PROMPT ->
Leave out the pictures and reproduce all of the data exactly.

DATASET EXCERPT ->
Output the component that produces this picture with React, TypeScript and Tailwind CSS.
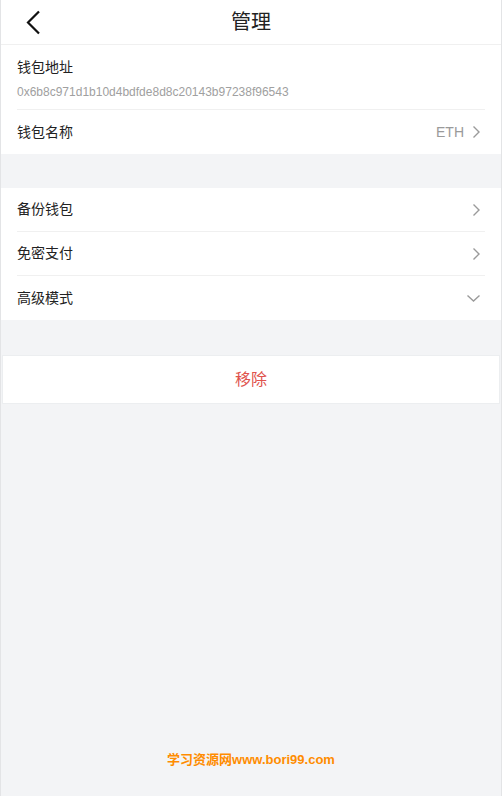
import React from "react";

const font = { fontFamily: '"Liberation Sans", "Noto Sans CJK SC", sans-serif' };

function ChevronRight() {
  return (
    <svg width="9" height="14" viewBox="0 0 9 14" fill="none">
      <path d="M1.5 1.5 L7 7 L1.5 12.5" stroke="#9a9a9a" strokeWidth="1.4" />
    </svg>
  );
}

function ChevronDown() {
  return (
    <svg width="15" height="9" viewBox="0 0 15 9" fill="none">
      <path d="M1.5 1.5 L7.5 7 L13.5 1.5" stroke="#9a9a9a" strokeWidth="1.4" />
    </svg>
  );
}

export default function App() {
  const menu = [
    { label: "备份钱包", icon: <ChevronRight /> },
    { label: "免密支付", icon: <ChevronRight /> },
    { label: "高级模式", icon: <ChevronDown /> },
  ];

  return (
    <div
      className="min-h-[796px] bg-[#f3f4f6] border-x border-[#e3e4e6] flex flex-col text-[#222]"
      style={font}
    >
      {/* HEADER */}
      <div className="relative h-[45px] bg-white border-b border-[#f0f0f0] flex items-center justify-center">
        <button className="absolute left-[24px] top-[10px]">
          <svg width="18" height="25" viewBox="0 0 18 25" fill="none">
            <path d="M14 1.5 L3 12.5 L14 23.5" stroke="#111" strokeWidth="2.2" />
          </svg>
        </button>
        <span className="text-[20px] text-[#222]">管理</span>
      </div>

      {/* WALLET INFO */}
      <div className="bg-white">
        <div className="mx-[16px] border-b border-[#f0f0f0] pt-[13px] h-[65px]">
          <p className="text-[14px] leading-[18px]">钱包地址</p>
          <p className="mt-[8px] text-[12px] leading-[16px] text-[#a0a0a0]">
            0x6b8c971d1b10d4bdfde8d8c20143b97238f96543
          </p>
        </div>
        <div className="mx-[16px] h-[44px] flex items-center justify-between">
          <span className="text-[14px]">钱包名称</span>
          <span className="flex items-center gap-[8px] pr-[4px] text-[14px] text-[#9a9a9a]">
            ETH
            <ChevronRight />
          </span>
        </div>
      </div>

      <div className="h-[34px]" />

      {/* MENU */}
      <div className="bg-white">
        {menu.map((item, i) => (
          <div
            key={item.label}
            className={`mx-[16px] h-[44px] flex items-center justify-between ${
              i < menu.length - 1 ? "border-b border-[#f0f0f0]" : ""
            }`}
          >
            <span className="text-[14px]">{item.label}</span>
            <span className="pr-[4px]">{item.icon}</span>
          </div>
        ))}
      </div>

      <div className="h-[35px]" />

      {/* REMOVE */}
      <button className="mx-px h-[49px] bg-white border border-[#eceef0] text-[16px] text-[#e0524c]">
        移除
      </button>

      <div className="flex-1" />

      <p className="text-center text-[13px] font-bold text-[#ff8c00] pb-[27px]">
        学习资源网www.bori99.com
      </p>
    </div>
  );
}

ANSWER TO THE EXERCISE ->
Output the component that produces this picture with React, TypeScript and Tailwind CSS.
import React from "react";

const font = { fontFamily: '"Liberation Sans", "Noto Sans CJK SC", sans-serif' };

function ChevronRight() {
  return (
    <svg width="9" height="14" viewBox="0 0 9 14" fill="none">
      <path d="M1.5 1.5 L7 7 L1.5 12.5" stroke="#9a9a9a" strokeWidth="1.4" />
    </svg>
  );
}

function ChevronDown() {
  return (
    <svg width="15" height="9" viewBox="0 0 15 9" fill="none">
      <path d="M1.5 1.5 L7.5 7 L13.5 1.5" stroke="#9a9a9a" strokeWidth="1.4" />
    </svg>
  );
}

export default function App() {
  const menu = [
    { label: "备份钱包", icon: <ChevronRight /> },
    { label: "免密支付", icon: <ChevronRight /> },
    { label: "高级模式", icon: <ChevronDown /> },
  ];

  return (
    <div
      className="min-h-[796px] bg-[#f3f4f6] border-x border-[#e3e4e6] flex flex-col text-[#222]"
      style={font}
    >
      {/* HEADER */}
      <div className="relative h-[45px] bg-white border-b border-[#f0f0f0] flex items-center justify-center">
        <button className="absolute left-[24px] top-[10px]">
          <svg width="18" height="25" viewBox="0 0 18 25" fill="none">
            <path d="M14 1.5 L3 12.5 L14 23.5" stroke="#111" strokeWidth="2.2" />
          </svg>
        </button>
        <span className="text-[20px] text-[#222]">管理</span>
      </div>

      {/* WALLET INFO */}
      <div className="bg-white">
        <div className="mx-[16px] border-b border-[#f0f0f0] pt-[13px] h-[65px]">
          <p className="text-[14px] leading-[18px]">钱包地址</p>
          <p className="mt-[8px] text-[12px] leading-[16px] text-[#a0a0a0]">
            0x6b8c971d1b10d4bdfde8d8c20143b97238f96543
          </p>
        </div>
        <div className="mx-[16px] h-[44px] flex items-center justify-between">
          <span className="text-[14px]">钱包名称</span>
          <span className="flex items-center gap-[8px] pr-[4px] text-[14px] text-[#9a9a9a]">
            ETH
            <ChevronRight />
          </span>
        </div>
      </div>

      <div className="h-[34px]" />

      {/* MENU */}
      <div className="bg-white">
        {menu.map((item, i) => (
          <div
            key={item.label}
            className={`mx-[16px] h-[44px] flex items-center justify-between ${
              i < menu.length - 1 ? "border-b border-[#f0f0f0]" : ""
            }`}
          >
            <span className="text-[14px]">{item.label}</span>
            <span className="pr-[4px]">{item.icon}</span>
          </div>
        ))}
      </div>

      <div className="h-[35px]" />

      {/* REMOVE */}
      <button className="mx-px h-[49px] bg-white border border-[#eceef0] text-[16px] text-[#e0524c]">
        移除
      </button>

      <div className="flex-1" />

      <p className="text-center text-[13px] font-bold text-[#ff8c00] pb-[27px]">
        学习资源网www.bori99.com
      </p>
    </div>
  );
}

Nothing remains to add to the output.